Is Your Workplace a Stress Factory?
How stressful is your workplace?
Posted Oct 11, 2011
Many jobs are inherently stressful due to heavy workloads, time pressure, and the nature of the work itself (i.e., dangerous; severe working conditions, etc.). But organizational policies and practices and the climate of the workplace can be a much bigger source of stress for workers. The sad thing is that many of these sources of stress can be alleviated by better leadership practices.
Here are 4 warning signs that your workplace is a stress factory:
1. Job Ambiguity. ("No one knows what's going on around here"). When workers' jobs are poorly defined and when procedures and goals are ambiguous, it makes it difficult for workers to know what to do. This ambiguity leads to stress, as employees constantly ask, "Is this my responsibility?" "Am I following proper procedures?" or "Why am I doing this?"
2. Favoritism and Inequities. ("I can't get ahead in this company"). A major source of stress is lack of fair treatment. When workers perform well and meet or exceed goals they expect to be recognized and rewarded. However, in many companies, promotions, raises, and other perks are based on favoritism or simply given based on seniority, regardless of performance. Not only does this create stress, but it kills motivation in the better performing employees "Why should I work hard if nobody notices?"

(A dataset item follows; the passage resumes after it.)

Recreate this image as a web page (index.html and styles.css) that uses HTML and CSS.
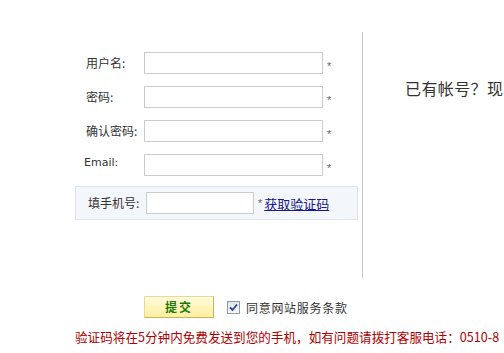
FILE: index.html
```html
<!DOCTYPE html>
<html lang="zh-CN">
<head>
<meta charset="utf-8">
<title>注册</title>
<link rel="stylesheet" href="styles.css">
</head>
<body>
<div class="main">
  <div class="left">
    <div class="row"><label class="lbl">用户名:</label><input class="inp" type="text"><span class="req">*</span></div>
    <div class="row"><label class="lbl">密码:</label><input class="inp" type="password"><span class="req">*</span></div>
    <div class="row"><label class="lbl">确认密码:</label><input class="inp" type="password"><span class="req">*</span></div>
    <div class="row"><label class="lbl lbl-en">Email:</label><input class="inp" type="text"><span class="req">*</span></div>
    <div class="phone">
      <label class="lbl">填手机号:</label><input class="inp inp-phone" type="text"><span class="req req-phone">*</span><a class="getcode" href="#">获取验证码</a>
    </div>
  </div>
  <div class="right">已有帐号？现</div>
</div>
<div class="actions">
  <button class="submit" type="button">提交</button>
  <span class="check"><svg width="9" height="9" viewBox="0 0 9 9"><path d="M1 4.5 L3.5 7 L8 1.5" fill="none" stroke="#27458f" stroke-width="1.8"/></svg></span>
  <span class="agree">同意网站服务条款</span>
</div>
<div class="notice">验证码将在5分钟内免费发送到您的手机，如有问题请拨打客服电话：0510-8</div>
</body>
</html>
```

FILE: styles.css
```css
html, body {
  margin: 0;
  padding: 0;
  background: #fff;
  overflow: hidden;
}
body {
  width: 504px;
  height: 353px;
  font-family: "Noto Sans CJK SC", "Liberation Sans", sans-serif;
  font-size: 12px;
  color: #333;
  white-space: nowrap;
}
.main {
  display: flex;
  margin-left: 75px;
  padding-top: 32px;
}
.left {
  flex: none;
  width: 288px;
  height: 246px;
  box-sizing: border-box;
  border-right: 1px solid #c8c8c8;
  padding-top: 20px;
}
.row {
  display: flex;
  align-items: center;
  height: 22px;
  margin-bottom: 12px;
  padding-left: 11px;
}
.row:nth-child(4) { margin-bottom: 10px; }
.lbl {
  width: 58px;
  flex: none;
  font-size: 12px;
  line-height: 14px;
  color: #333;
}
.lbl-en {
  font-family: "DejaVu Sans", "Liberation Sans", sans-serif;
  font-size: 11px;
  margin-left: -2px;
  width: 60px;
  position: relative;
  top: -2px;
}
.inp {
  width: 179px;
  height: 22px;
  box-sizing: border-box;
  border: 1px solid #cbcbcb;
  background: #fff;
  margin: 0;
  padding: 0 3px;
  flex: none;
  outline: none;
}
.req {
  margin-left: 4px;
  font-family: "Liberation Sans", sans-serif;
  font-size: 11px;
  color: #666;
  position: relative;
  top: 3px;
}
.phone {
  display: flex;
  align-items: center;
  width: 283px;
  height: 34px;
  box-sizing: border-box;
  border: 1px solid #dfe5ee;
  background: #f3f6fb;
  padding-left: 12px;
}
.inp-phone { width: 108px; }
.req-phone { top: 0; margin-left: 4px; }
.getcode {
  margin-left: 2px;
  color: #161690;
  text-decoration: underline;
  font-size: 13px;
}
.right {
  padding-left: 42px;
  padding-top: 46px;
  font-size: 16px;
  line-height: 20px;
  letter-spacing: 0.4px;
  color: #333;
}
.actions {
  display: flex;
  align-items: center;
  margin-left: 144px;
  margin-top: 18px;
  height: 22px;
}
.submit {
  width: 70px;
  height: 22px;
  margin: 0;
  padding: 0;
  box-sizing: border-box;
  border: 1px solid #e8d89a;
  border-right-color: #c9b05a;
  border-bottom-color: #c9b05a;
  background: linear-gradient(#fffbdc, #ffef9f);
  color: #1f7a0a;
  font-family: "Noto Sans CJK SC", sans-serif;
  font-weight: bold;
  font-size: 12px;
  letter-spacing: 2px;
  line-height: 20px;
}
.check {
  display: inline-flex;
  align-items: center;
  justify-content: center;
  width: 13px;
  height: 13px;
  box-sizing: border-box;
  border: 1px solid #8f9aa8;
  background: linear-gradient(#e2e6ec, #f6f7f9);
  margin-left: 13px;
}
.agree {
  margin-left: 6px;
  font-size: 12px;
  letter-spacing: 0.7px;
  color: #333;
}
.notice {
  margin-left: 75px;
  margin-top: 11px;
  font-size: 12.6px;
  line-height: 16px;
  color: #b00000;
}
```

3. Politics and Power. ("It's a jungle out there"). All too often, workplaces can be governed by political game-playing where power-hungry predators win at the expense of hard-working employees who just want to do their jobs. Often, these highly-politicized organizations exist because of the other two factors: jobs and procedures are ambiguous and rewards are not merit-based. "To get ahead, you have to play the game!"
4. Punitive and Bullying Supervisors. ("Keep your head down!"). Let's face it, being punished and bullied is in itself a major stressor. When it is occurs constantly, it can make the workplace a living hell.
Causes and Solutions.
Any one of these can be a significant source of workplace stress. However, they tend to go together in the major "stress factories." Because jobs, procedures, and goals are ambiguous and poorly defined, favoritism and politics develop as people try to get ahead. The root cause is that supervisors and leaders are simply not doing their jobs.
Good human resource practices - clearly defined jobs, proper employee training, effective performance evaluations, and merit-based rewards can put an end to ambiguity and favoritism, and can significantly reduce the political climate. Proper leadership (there is no place for bullies and punitive leaders) that includes good and clear communication, positive and inspiring goals, and care and concern for employees, not only alleviates stress, but it turns organizations into high-performing "great places to work."